Year 4: Double from $27M to $54M ARR 

- Focus: Reduce funnel friction and customer acquisition costs. 

- Key Metrics: Churn, MQLs, Conversions, CAC, ARPU, Partners, and People. 

- Strategies: Optimize marketing-sales handoff, secure a #1 position in subsegment niches, recruit A-level talent, and consider adding a channel strategy. 

Year 5: Double from $54M to $108M ARR 

- Focus: Expand ICP and explore market expansion or M&A activity. 

- Key Metrics: Churn, MQLs, Conversions, CAC, ARPU, Partners, and People. 

- Strategies: Consider going global, entering adjacent industries, expanding the solution portfolio, and potentially acquiring more ARR through mergers and acquisitions, ect. 

$100M ARR – The Final Stop of Your Startup Phase 

To unlock the potential $1 billion unicorn valuation, shift focus from T2D3 exponential revenue growth to driving profitable growth, adhering to the Rule of 40. This means combining your compound annual growth rate and profitability to achieve at least 40%. 

Focus Shift: 

- From CAC to CTS: Move focus from customer acquisition cost to optimizing cost-to-service (CTS). 

- Sustainable Growth: Manage CTS effectively, especially if growth was driven by high customer success resources. 

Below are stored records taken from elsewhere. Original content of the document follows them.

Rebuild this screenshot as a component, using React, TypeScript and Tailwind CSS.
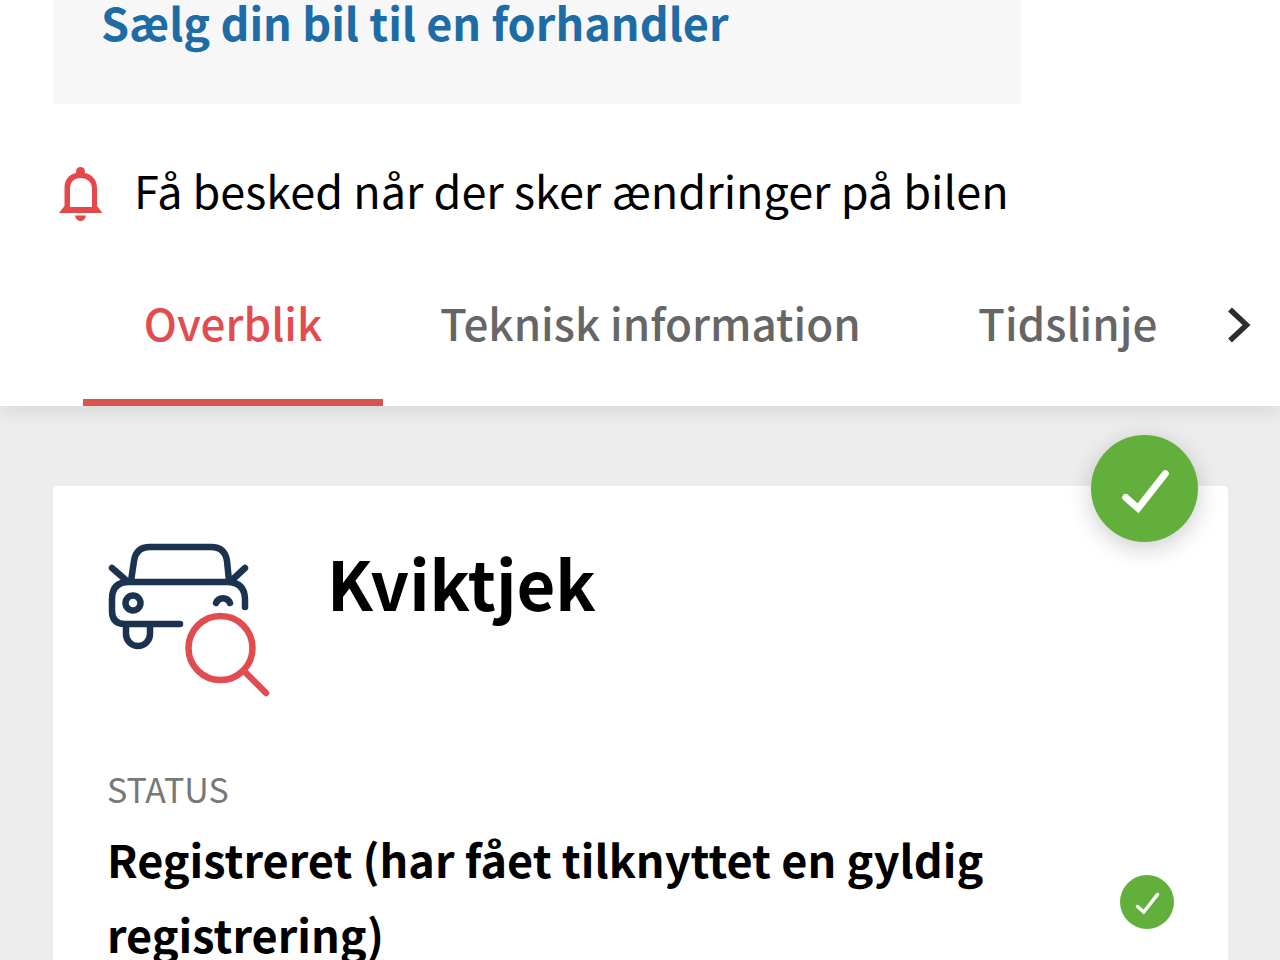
import { useState } from 'react';

const TABS = [
    { id: 'overview', label: 'Overblik' },
    { id: 'technical', label: 'Teknisk information' },
    { id: 'timeline', label: 'Tidslinje' },
];

const BellIcon = () => (
    <svg viewBox="0 0 46 64" className="h-16 w-[46px] shrink-0" aria-hidden="true">
        <path d="M1 55L6.500 48V30C6.500 20 13 14.500 22.500 14.500S39 20 39 30V48L44.500 55Z" fill="#e5484b" />
        <path d="M12 49V31C12 24 16 20 22.500 20S34 24 34 31V49Z" fill="#fff" />
        <circle cx="22.500" cy="13.500" r="4.500" fill="#e5484b" />
        <path d="M17 57.500H28C27.500 61 25.500 63 22.500 63S17.500 61 17 57.500Z" fill="#e5484b" />
    </svg>
);

const CheckIcon = ({ className }: { className: string }) => (
    <svg viewBox="0 0 108 108" className={className} aria-hidden="true">
        <path
            d="M35 63L47.500 74L75 39"
            fill="none"
            stroke="#fff"
            strokeWidth="7"
            strokeLinecap="round"
        />
    </svg>
);

const CarSearchIcon = () => (
    <svg
        viewBox="0 0 164 156"
        className="h-[156px] w-[164px] shrink-0"
        fill="none"
        strokeWidth="6.500"
        strokeLinecap="round"
        strokeLinejoin="round"
        aria-hidden="true"
    >
        <g stroke="#1c3350">
            <path d="M24 39L27 19Q29 5 43 5H104Q118 5 120 19L122 39" />
            <path d="M5 26L20 39M138 26L124 39" />
            <path d="M138 65V58Q138 40 120 40H22Q5 40 5 57V69Q5 82 18 82H73" />
            <path d="M19 83V92A10.500 10.500 0 0 0 43 92V83" />
            <circle cx="26" cy="61" r="7.500" />
            <path d="M109 61A7.500 7.500 0 0 1 123 61" />
        </g>
        <g stroke="#e04c50">
            <circle cx="113.500" cy="106" r="32" />
            <path d="M137 129L159 151" />
        </g>
    </svg>
);

export default function App() {
    const [activeTab, setActiveTab] = useState('overview');

    return (
        <div className="h-screen overflow-hidden bg-[#ededed] font-['Noto_Sans_CJK_SC','Open_Sans',sans-serif] text-black">
            <header className="relative bg-white shadow-[0_4px_20px_rgba(0,0,0,0.1)]">
                {/* Dealer link */}
                <div className="ml-[53px] flex h-[104px] max-w-[968px] bg-[#f7f7f7] px-12">
                    <a href="#dealer" className="text-[45px] leading-[44px] font-bold text-[#1d6ca5]">
                        Sælg din bil til en forhandler
                    </a>
                </div>

                {/* Notifications */}
                <button
                    type="button"
                    className="mt-[54px] ml-[58px] flex h-16 items-center gap-[30px] text-left text-[45px] leading-[64px]"
                >
                    <BellIcon />
                    Få besked når der sker ændringer på bilen
                </button>

                {/* Tabs */}
                <nav className="mt-[22px] flex items-stretch justify-between pr-6 pl-[83px]">
                    <div role="tablist" className="flex">
                        {TABS.map((tab) => (
                            <button
                                key={tab.id}
                                type="button"
                                role="tab"
                                aria-selected={activeTab === tab.id}
                                onClick={() => setActiveTab(tab.id)}
                                className={`h-[162px] min-w-[300px] border-b-[7px] px-[57px] text-[44px] leading-[64px] font-medium whitespace-nowrap ${
                                    activeTab === tab.id
                                        ? 'border-[#d9534f] text-[#e04c50]'
                                        : 'border-transparent text-[#666]'
                                }`}
                            >
                                {tab.label}
                            </button>
                        ))}
                    </div>
                    <button type="button" aria-label="Næste">
                        <svg viewBox="0 0 32 40" className="h-10 w-8" fill="none" aria-hidden="true">
                            <path d="M6 4.500L22.500 20L6 35.500" stroke="#2d2d2d" strokeWidth="5.500" />
                        </svg>
                    </button>
                </nav>
            </header>

            <main className="pt-20 pr-[52px] pl-[53px]">
                <section className="relative rounded-t-sm bg-white px-[54px] pt-14">
                    <span className="absolute -top-[51px] right-[30px] rounded-full bg-[#62b03b] shadow-[0_6px_24px_rgba(0,0,0,0.2)]">
                        <CheckIcon className="size-[107px]" />
                    </span>

                    <div className="flex items-start gap-14">
                        <CarSearchIcon />
                        <h1 className="text-[67px] leading-[80px] font-bold">Kviktjek</h1>
                    </div>

                    {/* Registration status */}
                    <div className="mt-[67px] flex items-center justify-between">
                        <dl>
                            <dt className="mb-2 text-[34px] leading-[48px] text-[#777]">STATUS</dt>
                            <dd className="max-w-[920px] text-[45px] leading-[75px] font-bold">
                                Registreret (har fået tilknyttet en gyldig registrering)
                            </dd>
                        </dl>
                        <span className="mt-[68px] shrink-0 rounded-full bg-[#62b03b]">
                            <CheckIcon className="size-[54px]" />
                        </span>
                    </div>
                </section>
            </main>
        </div>
    );
}
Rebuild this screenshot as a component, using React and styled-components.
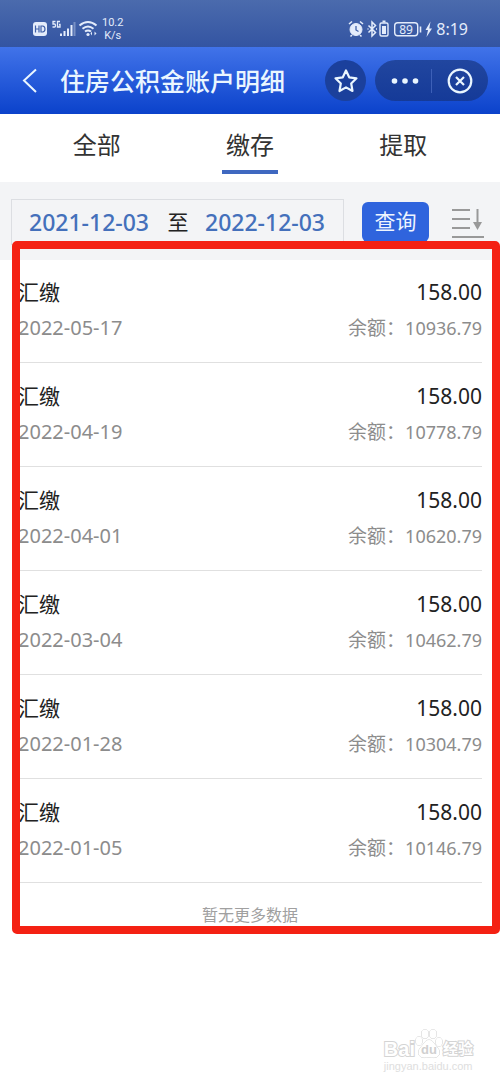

- Profitability: Combine continued revenue growth with profitability to meet the Rule of 40. 

Conclusion 

The journey to $100M ARR and beyond is steep and challenging, as documented in the McKinsey study 'Grow Fast or Die Slow.' Achieving and maintaining a steep growth curve is essential in the winner-takes-all dynamics of B2B SaaS. Managing multiple growth levers simultaneously is crucial for T2D3 success, transitioning from laser-focused priorities at PMF to managing broader growth strategies. 

Key Takeaway: Implementing the T2D3 method requires a combination of strategic planning, tactical execution, and continuous optimization to navigate the SaaS growth journey effectively. 

By following the T2D3 method and focusing on the right marketing strategies at each growth stage, SaaS startups can increase their chances of joining the elite 3% that reach $100M ARR.